• Task to complete:
Give the data again exactly as written, skipping any pictures.

=====

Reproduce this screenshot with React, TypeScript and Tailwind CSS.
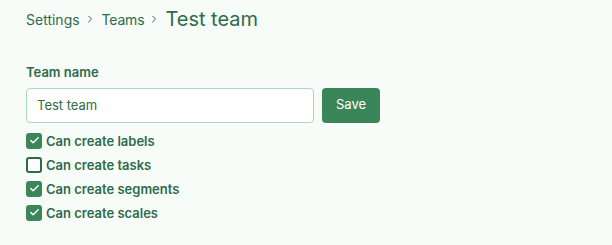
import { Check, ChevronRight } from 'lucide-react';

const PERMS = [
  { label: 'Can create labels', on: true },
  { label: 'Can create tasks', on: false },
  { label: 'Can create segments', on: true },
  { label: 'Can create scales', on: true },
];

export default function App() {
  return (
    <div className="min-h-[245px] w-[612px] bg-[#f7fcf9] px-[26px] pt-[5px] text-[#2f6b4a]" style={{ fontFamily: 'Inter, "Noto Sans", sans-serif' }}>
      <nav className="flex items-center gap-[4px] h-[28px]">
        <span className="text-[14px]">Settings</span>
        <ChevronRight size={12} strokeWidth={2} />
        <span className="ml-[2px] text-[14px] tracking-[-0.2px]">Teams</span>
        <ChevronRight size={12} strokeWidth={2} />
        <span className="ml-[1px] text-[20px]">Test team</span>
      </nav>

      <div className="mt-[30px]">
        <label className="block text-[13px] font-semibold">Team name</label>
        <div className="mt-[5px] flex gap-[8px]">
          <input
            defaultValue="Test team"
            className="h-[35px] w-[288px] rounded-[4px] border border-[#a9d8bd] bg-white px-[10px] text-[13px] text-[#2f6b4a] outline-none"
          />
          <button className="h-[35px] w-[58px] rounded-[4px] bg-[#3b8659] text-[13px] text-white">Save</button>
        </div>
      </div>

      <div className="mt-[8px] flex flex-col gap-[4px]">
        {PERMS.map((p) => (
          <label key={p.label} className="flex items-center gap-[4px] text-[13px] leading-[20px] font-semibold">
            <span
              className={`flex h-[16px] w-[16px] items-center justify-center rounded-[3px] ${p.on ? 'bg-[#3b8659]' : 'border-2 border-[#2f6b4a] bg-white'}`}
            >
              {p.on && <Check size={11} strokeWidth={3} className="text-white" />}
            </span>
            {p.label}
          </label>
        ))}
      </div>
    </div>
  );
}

=====

• Answer below:
Reproduce this screenshot with React, TypeScript and Tailwind CSS.
import { Check, ChevronRight } from 'lucide-react';

const PERMS = [
  { label: 'Can create labels', on: true },
  { label: 'Can create tasks', on: false },
  { label: 'Can create segments', on: true },
  { label: 'Can create scales', on: true },
];

export default function App() {
  return (
    <div className="min-h-[245px] w-[612px] bg-[#f7fcf9] px-[26px] pt-[5px] text-[#2f6b4a]" style={{ fontFamily: 'Inter, "Noto Sans", sans-serif' }}>
      <nav className="flex items-center gap-[4px] h-[28px]">
        <span className="text-[14px]">Settings</span>
        <ChevronRight size={12} strokeWidth={2} />
        <span className="ml-[2px] text-[14px] tracking-[-0.2px]">Teams</span>
        <ChevronRight size={12} strokeWidth={2} />
        <span className="ml-[1px] text-[20px]">Test team</span>
      </nav>

      <div className="mt-[30px]">
        <label className="block text-[13px] font-semibold">Team name</label>
        <div className="mt-[5px] flex gap-[8px]">
          <input
            defaultValue="Test team"
            className="h-[35px] w-[288px] rounded-[4px] border border-[#a9d8bd] bg-white px-[10px] text-[13px] text-[#2f6b4a] outline-none"
          />
          <button className="h-[35px] w-[58px] rounded-[4px] bg-[#3b8659] text-[13px] text-white">Save</button>
        </div>
      </div>

      <div className="mt-[8px] flex flex-col gap-[4px]">
        {PERMS.map((p) => (
          <label key={p.label} className="flex items-center gap-[4px] text-[13px] leading-[20px] font-semibold">
            <span
              className={`flex h-[16px] w-[16px] items-center justify-center rounded-[3px] ${p.on ? 'bg-[#3b8659]' : 'border-2 border-[#2f6b4a] bg-white'}`}
            >
              {p.on && <Check size={11} strokeWidth={3} className="text-white" />}
            </span>
            {p.label}
          </label>
        ))}
      </div>
    </div>
  );
}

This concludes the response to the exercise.